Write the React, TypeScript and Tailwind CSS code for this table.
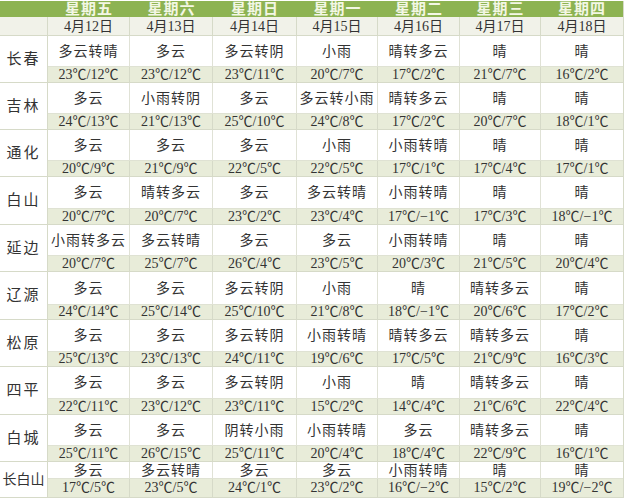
import React from "react";

const days = [
  ["星期五", "4月12日"],
  ["星期六", "4月13日"],
  ["星期日", "4月14日"],
  ["星期一", "4月15日"],
  ["星期二", "4月16日"],
  ["星期三", "4月17日"],
  ["星期四", "4月18日"],
];

const widths = [82, 83, 84, 81, 82, 81, 82];

type Block = { city: string; w: string[]; t: string[]; h: number; wh: number; th: number };

const blocks: Block[] = [
  { city: "长春", h: 47, wh: 31, th: 16, w: ["多云转晴", "多云", "多云转阴", "小雨", "晴转多云", "晴", "晴"], t: ["23℃/12℃", "23℃/12℃", "23℃/11℃", "20℃/7℃", "17℃/2℃", "21℃/7℃", "16℃/2℃"] },
  { city: "吉林", h: 47, wh: 31, th: 16, w: ["多云", "小雨转阴", "多云", "多云转小雨", "晴转多云", "晴", "晴"], t: ["24℃/13℃", "21℃/13℃", "25℃/10℃", "24℃/8℃", "17℃/2℃", "20℃/7℃", "18℃/1℃"] },
  { city: "通化", h: 47, wh: 31, th: 16, w: ["多云", "多云", "多云", "小雨", "小雨转晴", "晴", "晴"], t: ["20℃/9℃", "21℃/9℃", "22℃/5℃", "22℃/5℃", "17℃/1℃", "17℃/4℃", "17℃/1℃"] },
  { city: "白山", h: 48, wh: 32, th: 16, w: ["多云", "晴转多云", "多云", "多云转晴", "小雨转晴", "晴", "晴"], t: ["20℃/7℃", "20℃/7℃", "23℃/2℃", "23℃/4℃", "17℃/−1℃", "17℃/3℃", "18℃/−1℃"] },
  { city: "延边", h: 47, wh: 31, th: 16, w: ["小雨转多云", "多云转晴", "多云", "多云", "小雨转晴", "晴", "晴"], t: ["20℃/7℃", "25℃/7℃", "26℃/4℃", "23℃/5℃", "20℃/3℃", "21℃/5℃", "20℃/4℃"] },
  { city: "辽源", h: 48, wh: 33, th: 15, w: ["多云", "多云", "多云转阴", "小雨", "晴", "晴转多云", "晴"], t: ["24℃/14℃", "25℃/14℃", "25℃/10℃", "21℃/8℃", "18℃/−1℃", "20℃/6℃", "17℃/2℃"] },
  { city: "松原", h: 47, wh: 32, th: 15, w: ["多云", "多云", "多云转阴", "小雨转晴", "晴转多云", "晴转多云", "晴"], t: ["25℃/13℃", "23℃/13℃", "24℃/11℃", "19℃/6℃", "17℃/5℃", "21℃/9℃", "16℃/3℃"] },
  { city: "四平", h: 48, wh: 32, th: 16, w: ["多云", "多云", "多云转阴", "小雨", "晴", "晴转多云", "晴"], t: ["22℃/11℃", "23℃/12℃", "23℃/11℃", "15℃/2℃", "14℃/4℃", "21℃/6℃", "22℃/4℃"] },
  { city: "白城", h: 47, wh: 31, th: 16, w: ["多云", "多云", "阴转小雨", "小雨转晴", "多云", "晴转多云", "晴"], t: ["25℃/11℃", "26℃/15℃", "25℃/11℃", "20℃/4℃", "18℃/4℃", "22℃/9℃", "16℃/1℃"] },
  { city: "长白山", h: 36, wh: 17, th: 19, w: ["多云", "多云转晴", "多云", "多云", "小雨转晴", "晴", "晴"], t: ["17℃/5℃", "23℃/5℃", "24℃/1℃", "23℃/2℃", "16℃/−2℃", "15℃/2℃", "19℃/−2℃"] },
];

const font = { fontFamily: '"Liberation Serif", "Noto Sans CJK SC", serif' };

export default function App() {
  return (
    <div className="w-[626px] h-[500px] bg-white text-[14px] text-[#333333] overflow-hidden" style={font}>
      <div className="w-[624px] border-r border-[#d6dac8]">
        <div className="flex h-[16px] mt-[1px] bg-[#8db352]">
          <div className="w-[48px] shrink-0" />
          {days.map((d, i) => (
            <div
              key={i}
              className="flex items-center justify-center font-bold text-[#f3f7e4] text-[15px] leading-[16px] tracking-[1px]"
              style={{ width: widths[i] }}
            >
              {d[0]}
            </div>
          ))}
        </div>
        <div className="flex h-[19px] bg-[#f1f2e9] border-b border-[#d6dac8]">
          <div className="w-[48px] shrink-0 border-r border-[#d6dac8]" />
          {days.map((d, i) => (
            <div
              key={i}
              className="flex items-center justify-center leading-[19px] border-r border-[#d6dac8] last:border-r-0"
              style={{ width: widths[i] }}
            >
              {d[1]}
            </div>
          ))}
        </div>
        {blocks.map((b, bi) => (
          <div key={bi} className="flex border-b border-[#d6dac8]" style={{ height: b.h }}>
            <div
              className={
                b.city.length > 2
                  ? "w-[48px] shrink-0 flex items-center justify-center border-r border-[#d6dac8] whitespace-nowrap text-[14px]"
                  : "w-[48px] shrink-0 flex items-center justify-center border-r border-[#d6dac8] whitespace-nowrap tracking-[2px] text-[15px]"
              }
            >
              {b.city}
            </div>
            <div className="flex flex-col flex-1">
              <div className="flex bg-white border-b border-[#dfe2d3]" style={{ height: b.wh }}>
                {b.w.map((x, i) => (
                  <div
                    key={i}
                    className="flex items-center justify-center whitespace-nowrap tracking-[1px] border-r border-[#e0e2d6] last:border-r-0"
                    style={{ width: widths[i] }}
                  >
                    {x}
                  </div>
                ))}
              </div>
              <div className="flex bg-[#e8ecd9] flex-1">
                {b.t.map((x, i) => (
                  <div
                    key={i}
                    className="flex items-center justify-center whitespace-nowrap leading-none border-r border-[#d6dac8] last:border-r-0"
                    style={{ width: widths[i] }}
                  >
                    {x}
                  </div>
                ))}
              </div>
            </div>
          </div>
        ))}
      </div>
    </div>
  );
}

======

SHORT TASK | Gather every line from the listing above in which the word "React" appears.

SOLUTION FOR THIS TASK |
Write the React, TypeScript and Tailwind CSS code for this table.
import React from "react";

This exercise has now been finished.